Some organizations are reluctant to move their primary computing and storage infrastructures to the cloud because of security, cost, or compliance concerns. But shifting backups to the cloud often makes sense, since the available capabilities are so much richer. These extend beyond simple data redundancy to include all the infrastructure resources you’d need to spin up a full-scale data center with the click of a button. Because cloud customers can take advantage of consumption-based pricing, a model that’s particularly attractive for business continuity and disaster recovery (BCDR) solutions, they’re able to build robust failover capabilities without spending hundreds of thousands if not millions of dollars on hardware and physical infrastructure only to have them sit idle at a secondary site. BCDRaaS is an increasingly common entry point for cloud customers, who often learn that many of the benefits they initially experience with cloud-hosted disaster recovery solutions—including high availability of resources, scalability, and flexibility—could be extended to benefit their organizations more broadly if they moved more of their computing infrastructure to the cloud.

#2: Business and IT leaders are becoming better able to understand that migrating infrastructures to the cloud is entirely compatible with regulatory compliance.

There’s long been a popular misconception that storing data in the cloud inherently makes it difficult if not impossible to maintain compliance. But if you exercise care in selecting a cloud provider who has built the proper security and compliance framework to protect your data, and who will give you full visibility into how and where your data is stored, you’ll find that it simply isn’t true.
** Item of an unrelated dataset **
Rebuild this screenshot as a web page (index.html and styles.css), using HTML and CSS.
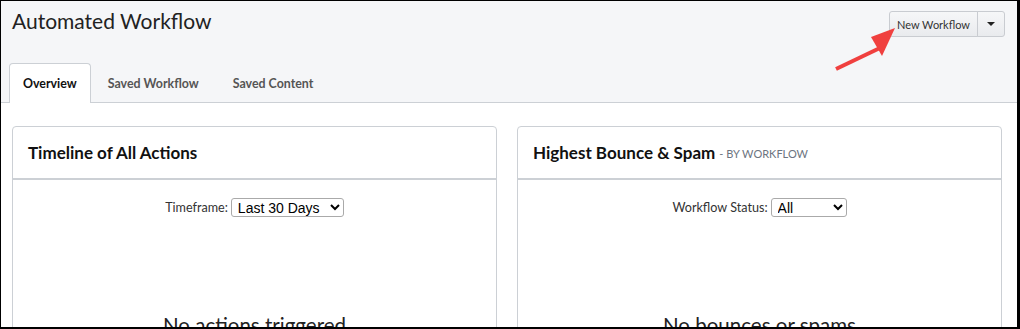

"There really isn’t a compliance requirement in existence that you can meet in an on-premises data center that you can’t also adhere to in the cloud." William Higgins, Director of Solutions Architecture, VectorUSA

Major public cloud providers including AWS and Azure now offer FedRamp-compliant services like AWS GovCloud and Azure Government, which meet even the strictest security requirements of federal government agencies and their customers. With these cloud offerings, sensitive data is isolated in dedicated instances, and the cloud provider furnishes certification that all compliance audits are completed on an ongoing basis. In some cases, maintaining compliance may in fact be easier if most or all of your sensitive data resides in the cloud. It becomes the cloud provider’s responsibility to schedule and complete all necessary audits inside the data center. Your challenge then becomes management and governance—making sure that your cloud provider is presenting you with the results on a timely basis so that you can maintain evidence that their certification remains current.

#3: Multicloud strategies offer the best of all possible worlds, and it’s an area that can expect to see growth.

Increasing numbers of automated solutions are becoming available that make it possible for cloud customers to manage services and infrastructure from multiple cloud providers within a single dashboard interface. In addition, technologies like containers that enable applications to run seamlessly across multicloud and hybrid environments are growing in popularity. Taken together, these developments are opening a new world of possibilities for organizations looking to make the best possible use of what the cloud has to offer.

"For VectorUSA’s clients, it’s no longer a matter of “which cloud provider should I select?” but “what do I select from each cloud provider?” and “should I have my own private cloud?”" William Higgins, Director of Solutions Architecture, VectorUSA

The primary challenges multicloud environments still pose involve their governance. With five major public cloud providers all offering best-of-breed solutions in certain areas, selecting what’s best for your organization from all of their offerings might well mean that you end up with four or five different vendors at the same time. It remains difficult to manage, maintain, and secure this sort of environment, but the potential benefits—in terms cost, performance, and service quality—are very real.

#4: Serverless computing will become much more prevalent.

An example of a serverless architecture that everyone has heard of is Microsoft Office 365. Formerly, Office users maintained their own on-premises Exchange servers, but today Office 365 runs in containers on the Azure stack. The ‘server’ component of the infrastructure has been removed to facilitate portability and efficiency. Every major cloud provider is now offering tools and solutions that make it easier for their customers to adapt their own applications to run the same way—in container-based architectures that don’t require virtual machines or servers.

"With today’s multicloud architectures, applications and services are becoming increasingly mobile across platforms. Say Azure is my primary cloud provider of choice. I can run an extension of Azure in my on-premise private cloud, where I own all the code, and it will run exactly the same way as it would in any of Azure’s data centers. No one is confined to just their own cloud provider or data center any longer." William Higgins, Director of Solutions Architecture, VectorUSA

Using container-based development kits like Docker, which every major cloud provider supports, you can create applications that will run in any environment. And because Docker images are read-only, they’re a lot more robust from a security standpoint.

#5: Edge computing and virtual desktop infrastructures (VDIs) will come to the fore.

Both edge computing and virtual desktop infrastructures (VDIs) are technologies that have been around for a long time, but we expect to see them gaining increased traction in the new decade. VDIs date back to the era of mainstream computing. The idea is that end users interact with a full desktop environment that’s delivered to them from a remote server—and in today’s desktop-as-a-service (DaaS) offerings, that remote server is a cloud host. Users can access that desktop environment from any device, and will get the performance benefits of the cloud data center’s latest hardware even if that device is a basic Chromebook. In edge computing, processing is distributed across nodes in a network in such a way that it’s performed closer to where the data’s being collected. This can, for example, enable a manufacturing facility to respond quickly to changes observed in production line sensor data, without needed to wait for that data to travel to a cloud data center. The benefits also include increased efficiency and reduced bandwidth consumption.